▶ _Aim_:
Can you write out all the lines word for word, with no pictures?
···
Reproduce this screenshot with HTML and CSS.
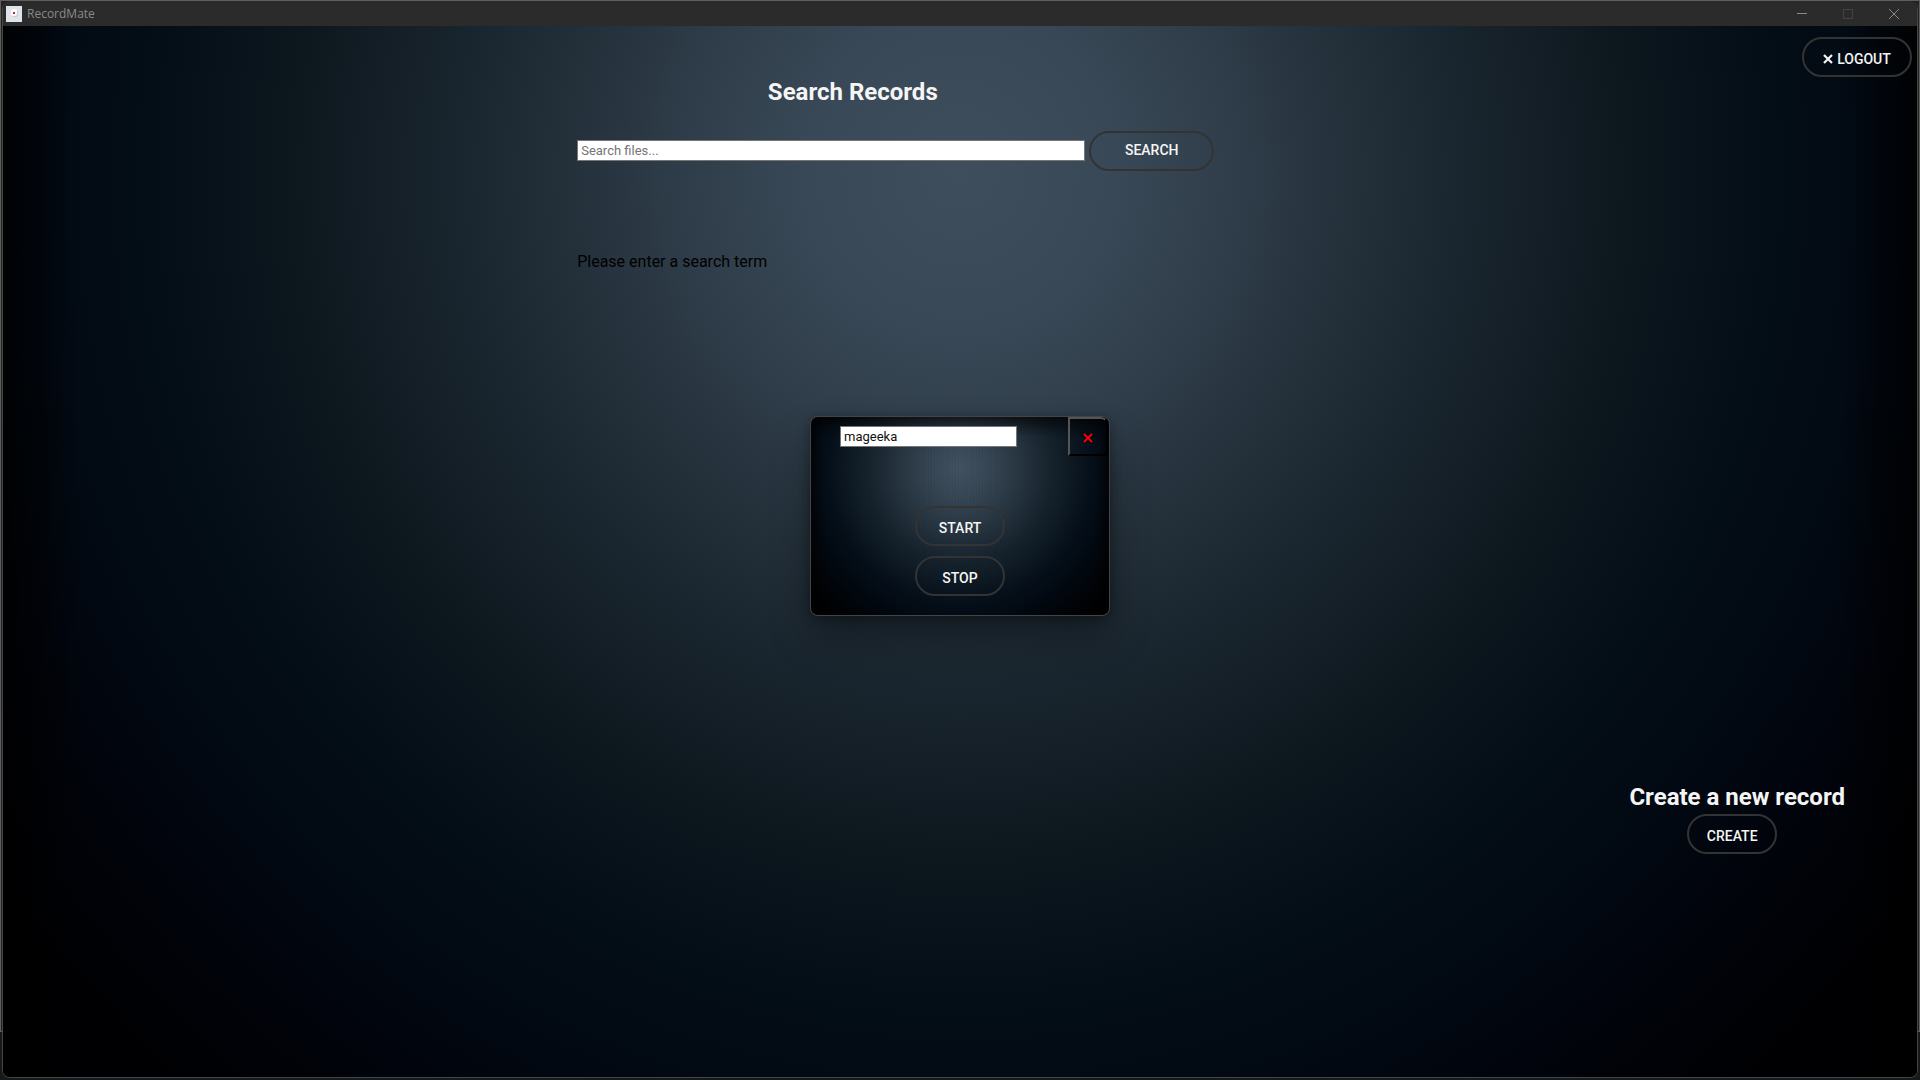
FILE: index.html
```html
<!DOCTYPE html>
<html lang="en">
<head>
<meta charset="utf-8">
<title>RecordMate</title>
<link rel="stylesheet" href="styles.css">
</head>
<body>
<div class="rear-window"></div>
<div class="window">
  <header class="titlebar">
    <svg class="app-icon" width="16" height="16" viewBox="0 0 16 16" aria-hidden="true">
      <rect width="16" height="16" fill="#dfe3ea"/>
      <rect x="6" y="4" width="6" height="7" rx="2" fill="#c6cad2"/>
      <rect x="5" y="3" width="6" height="7" rx="2" fill="#fafbfd"/>
      <rect x="7" y="6" width="2" height="2" fill="#e8123f"/>
    </svg>
    <span class="app-name">RecordMate</span>
    <button class="win-button" aria-label="Minimize"><svg width="10" height="10" viewBox="0 0 10 10"><path d="M0 4.500h10" stroke="#8a8a8a"/></svg></button>
    <button class="win-button" aria-label="Maximize" disabled><svg width="10" height="10" viewBox="0 0 10 10"><rect x=".5" y=".5" width="9" height="9" fill="none" stroke="#434343"/></svg></button>
    <button class="win-button" aria-label="Close"><svg width="10" height="10" viewBox="0 0 10 10"><path d="M0 0l10 10M10 0L0 10" stroke="#8a8a8a"/></svg></button>
  </header>
  <main class="content">
    <div class="toolbar">
      <button class="pill pill-logout"><svg width="10" height="10" viewBox="0 0 10 10" aria-hidden="true"><path d="M1 1l8 8M9 1L1 9" stroke="#f5f5f5" stroke-width="2.200"/></svg>LOGOUT</button>
    </div>
    <section class="search">
      <h1 class="heading search-heading">Search Records</h1>
      <form class="search-form">
        <input class="field search-field" type="text" placeholder="Search files..." aria-label="Search files">
        <button class="pill pill-search" type="button">SEARCH</button>
      </form>
      <p class="message">Please enter a search term</p>
    </section>
    <section class="create">
      <h2 class="heading">Create a new record</h2>
      <button class="pill pill-create">CREATE</button>
    </section>
  </main>
  <div class="recorder" role="dialog" aria-label="Recorder">
    <div class="recorder-top">
      <input class="field name-field" type="text" value="mageeka" aria-label="Record name">
      <button class="recorder-close" aria-label="Close"><svg width="10" height="10" viewBox="0 0 10 10"><path d="M1 1l8 8M9 1L1 9" stroke="#f00" stroke-width="1.800"/></svg></button>
    </div>
    <div class="recorder-actions">
      <button class="pill">START</button>
      <button class="pill">STOP</button>
    </div>
  </div>
</div>
</body>
</html>
```
FILE: styles.css
```css
* { box-sizing: border-box; }

body {
  margin: 0;
  min-height: 100vh;
  padding: 1px 2px 2px;
  display: flex;
  background: #14191b;
  font-family: Roboto, "Liberation Sans", sans-serif;
  font-size: 16px;
}

.rear-window {
  position: absolute;
  inset: 0 0 48px;
  border: 1px solid #5e5e5e;
  background: #222;
}

.window {
  position: relative;
  flex: 1;
  display: flex;
  flex-direction: column;
  border: 1px solid #454545;
  border-top: 0;
  border-radius: 8px;
  overflow: hidden;
  background: #000;
}

.titlebar {
  display: flex;
  align-items: center;
  height: 25px;
  padding-left: 3px;
  background: #2b2b2b;
}

.app-name {
  flex: 1;
  margin-left: 5px;
  color: #8a8a8a;
  font: 12px/16px "Open Sans", "Noto Sans", sans-serif;
}

.win-button {
  display: flex;
  align-items: center;
  justify-content: center;
  width: 46px;
  height: 24px;
  padding: 0;
  border: 0;
  background: none;
}

.content {
  flex: 1;
  display: flex;
  flex-direction: column;
  background:
    linear-gradient(90deg, rgba(0, 0, 0, .8), transparent 4%, transparent 96%, rgba(0, 0, 0, .8)),
    radial-gradient(ellipse 58% 108% at 50% 14%,
      #3f4e5c 0%, #394856 14%, #2f3d4a 25%, #232f39 36%, #1a262f 45%,
      #0d171e 60%, #040e17 73%, #020a14 82%, #01040c 93%, #000002 108%);
}

.toolbar {
  display: flex;
  justify-content: flex-end;
  padding: 11px 5px 0 0;
}

.pill {
  display: flex;
  align-items: center;
  justify-content: center;
  width: 90px;
  height: 40px;
  padding: 3px 0 0;
  border: 2px solid #333;
  border-radius: 20px;
  background: none;
  color: #f5f5f5;
  font: 500 14px/16px Roboto, "Liberation Sans", sans-serif;
}

.pill-logout { width: 110px; gap: 4px; }

.pill-search { width: 125px; padding: 0 0 2px; }

.pill-create { margin: 2px 10px 0 0; }

.heading {
  margin: 0;
  color: #f5f5f5;
  font-size: 24px;
  line-height: 30px;
  text-align: center;
}

.search { margin-left: 30%; width: 40%; }

.search-heading { width: 72%; }

.search-form {
  display: flex;
  align-items: center;
  gap: 4px;
  margin-top: 24px;
}

.field {
  height: 21px;
  padding: 1px 3px;
  border: 1px solid #767676;
  border-radius: 0;
  background: #fff;
  color: #111;
  font: 13px/16px Roboto, "Liberation Sans", sans-serif;
}

.field::placeholder { color: #757575; }

.search-field { width: 508px; margin-bottom: 2px; }

.message {
  margin: 81px 0 0;
  color: #000;
  line-height: 20px;
}

.create {
  display: flex;
  flex-direction: column;
  align-items: center;
  align-self: flex-end;
  margin: auto 72px 223px 0;
}

.recorder {
  position: absolute;
  top: 415px;
  left: 50%;
  transform: translateX(-50%);
  width: 300px;
  border: 1px solid #444;
  border-radius: 8px;
  overflow: hidden;
  background:
    repeating-linear-gradient(90deg, rgba(0, 0, 0, .04) 0 1px, transparent 1px 3px),
    linear-gradient(rgba(0, 0, 0, .6), transparent 20px),
    linear-gradient(90deg, rgba(0, 0, 0, .5), transparent 5%, transparent 95%, rgba(0, 0, 0, .5)),
    radial-gradient(ellipse 60% 92% at 50% 26%,
      #425262 0%, #384755 15%, #273541 34%, #15222c 52%,
      #050f19 74%, #020811 86%, #000 108%);
  box-shadow: 0 24px 40px rgba(0, 0, 0, .3), 0 2px 12px rgba(0, 0, 0, .35);
}

.recorder-top {
  display: flex;
  justify-content: space-between;
  padding: 0 1px 0 29px;
}

.name-field { width: 177px; margin-top: 9px; }

.recorder-close {
  display: flex;
  align-items: center;
  justify-content: center;
  width: 40px;
  height: 39px;
  padding: 2px 0 0;
  border: 2px solid;
  border-color: #555 #000 #000 #555;
  border-radius: 0 7px 0 0;
  background: none;
}

.recorder-actions {
  display: flex;
  flex-direction: column;
  align-items: center;
  gap: 10px;
  padding: 50px 0 19px;
}
```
···
▶ _The response_:
Reproduce this screenshot with HTML and CSS.
FILE: index.html
```html
<!DOCTYPE html>
<html lang="en">
<head>
<meta charset="utf-8">
<title>RecordMate</title>
<link rel="stylesheet" href="styles.css">
</head>
<body>
<div class="rear-window"></div>
<div class="window">
  <header class="titlebar">
    <svg class="app-icon" width="16" height="16" viewBox="0 0 16 16" aria-hidden="true">
      <rect width="16" height="16" fill="#dfe3ea"/>
      <rect x="6" y="4" width="6" height="7" rx="2" fill="#c6cad2"/>
      <rect x="5" y="3" width="6" height="7" rx="2" fill="#fafbfd"/>
      <rect x="7" y="6" width="2" height="2" fill="#e8123f"/>
    </svg>
    <span class="app-name">RecordMate</span>
    <button class="win-button" aria-label="Minimize"><svg width="10" height="10" viewBox="0 0 10 10"><path d="M0 4.500h10" stroke="#8a8a8a"/></svg></button>
    <button class="win-button" aria-label="Maximize" disabled><svg width="10" height="10" viewBox="0 0 10 10"><rect x=".5" y=".5" width="9" height="9" fill="none" stroke="#434343"/></svg></button>
    <button class="win-button" aria-label="Close"><svg width="10" height="10" viewBox="0 0 10 10"><path d="M0 0l10 10M10 0L0 10" stroke="#8a8a8a"/></svg></button>
  </header>
  <main class="content">
    <div class="toolbar">
      <button class="pill pill-logout"><svg width="10" height="10" viewBox="0 0 10 10" aria-hidden="true"><path d="M1 1l8 8M9 1L1 9" stroke="#f5f5f5" stroke-width="2.200"/></svg>LOGOUT</button>
    </div>
    <section class="search">
      <h1 class="heading search-heading">Search Records</h1>
      <form class="search-form">
        <input class="field search-field" type="text" placeholder="Search files..." aria-label="Search files">
        <button class="pill pill-search" type="button">SEARCH</button>
      </form>
      <p class="message">Please enter a search term</p>
    </section>
    <section class="create">
      <h2 class="heading">Create a new record</h2>
      <button class="pill pill-create">CREATE</button>
    </section>
  </main>
  <div class="recorder" role="dialog" aria-label="Recorder">
    <div class="recorder-top">
      <input class="field name-field" type="text" value="mageeka" aria-label="Record name">
      <button class="recorder-close" aria-label="Close"><svg width="10" height="10" viewBox="0 0 10 10"><path d="M1 1l8 8M9 1L1 9" stroke="#f00" stroke-width="1.800"/></svg></button>
    </div>
    <div class="recorder-actions">
      <button class="pill">START</button>
      <button class="pill">STOP</button>
    </div>
  </div>
</div>
</body>
</html>
```
FILE: styles.css
```css
* { box-sizing: border-box; }

body {
  margin: 0;
  min-height: 100vh;
  padding: 1px 2px 2px;
  display: flex;
  background: #14191b;
  font-family: Roboto, "Liberation Sans", sans-serif;
  font-size: 16px;
}

.rear-window {
  position: absolute;
  inset: 0 0 48px;
  border: 1px solid #5e5e5e;
  background: #222;
}

.window {
  position: relative;
  flex: 1;
  display: flex;
  flex-direction: column;
  border: 1px solid #454545;
  border-top: 0;
  border-radius: 8px;
  overflow: hidden;
  background: #000;
}

.titlebar {
  display: flex;
  align-items: center;
  height: 25px;
  padding-left: 3px;
  background: #2b2b2b;
}

.app-name {
  flex: 1;
  margin-left: 5px;
  color: #8a8a8a;
  font: 12px/16px "Open Sans", "Noto Sans", sans-serif;
}

.win-button {
  display: flex;
  align-items: center;
  justify-content: center;
  width: 46px;
  height: 24px;
  padding: 0;
  border: 0;
  background: none;
}

.content {
  flex: 1;
  display: flex;
  flex-direction: column;
  background:
    linear-gradient(90deg, rgba(0, 0, 0, .8), transparent 4%, transparent 96%, rgba(0, 0, 0, .8)),
    radial-gradient(ellipse 58% 108% at 50% 14%,
      #3f4e5c 0%, #394856 14%, #2f3d4a 25%, #232f39 36%, #1a262f 45%,
      #0d171e 60%, #040e17 73%, #020a14 82%, #01040c 93%, #000002 108%);
}

.toolbar {
  display: flex;
  justify-content: flex-end;
  padding: 11px 5px 0 0;
}

.pill {
  display: flex;
  align-items: center;
  justify-content: center;
  width: 90px;
  height: 40px;
  padding: 3px 0 0;
  border: 2px solid #333;
  border-radius: 20px;
  background: none;
  color: #f5f5f5;
  font: 500 14px/16px Roboto, "Liberation Sans", sans-serif;
}

.pill-logout { width: 110px; gap: 4px; }

.pill-search { width: 125px; padding: 0 0 2px; }

.pill-create { margin: 2px 10px 0 0; }

.heading {
  margin: 0;
  color: #f5f5f5;
  font-size: 24px;
  line-height: 30px;
  text-align: center;
}

.search { margin-left: 30%; width: 40%; }

.search-heading { width: 72%; }

.search-form {
  display: flex;
  align-items: center;
  gap: 4px;
  margin-top: 24px;
}

.field {
  height: 21px;
  padding: 1px 3px;
  border: 1px solid #767676;
  border-radius: 0;
  background: #fff;
  color: #111;
  font: 13px/16px Roboto, "Liberation Sans", sans-serif;
}

.field::placeholder { color: #757575; }

.search-field { width: 508px; margin-bottom: 2px; }

.message {
  margin: 81px 0 0;
  color: #000;
  line-height: 20px;
}

.create {
  display: flex;
  flex-direction: column;
  align-items: center;
  align-self: flex-end;
  margin: auto 72px 223px 0;
}

.recorder {
  position: absolute;
  top: 415px;
  left: 50%;
  transform: translateX(-50%);
  width: 300px;
  border: 1px solid #444;
  border-radius: 8px;
  overflow: hidden;
  background:
    repeating-linear-gradient(90deg, rgba(0, 0, 0, .04) 0 1px, transparent 1px 3px),
    linear-gradient(rgba(0, 0, 0, .6), transparent 20px),
    linear-gradient(90deg, rgba(0, 0, 0, .5), transparent 5%, transparent 95%, rgba(0, 0, 0, .5)),
    radial-gradient(ellipse 60% 92% at 50% 26%,
      #425262 0%, #384755 15%, #273541 34%, #15222c 52%,
      #050f19 74%, #020811 86%, #000 108%);
  box-shadow: 0 24px 40px rgba(0, 0, 0, .3), 0 2px 12px rgba(0, 0, 0, .35);
}

.recorder-top {
  display: flex;
  justify-content: space-between;
  padding: 0 1px 0 29px;
}

.name-field { width: 177px; margin-top: 9px; }

.recorder-close {
  display: flex;
  align-items: center;
  justify-content: center;
  width: 40px;
  height: 39px;
  padding: 2px 0 0;
  border: 2px solid;
  border-color: #555 #000 #000 #555;
  border-radius: 0 7px 0 0;
  background: none;
}

.recorder-actions {
  display: flex;
  flex-direction: column;
  align-items: center;
  gap: 10px;
  padding: 50px 0 19px;
}
```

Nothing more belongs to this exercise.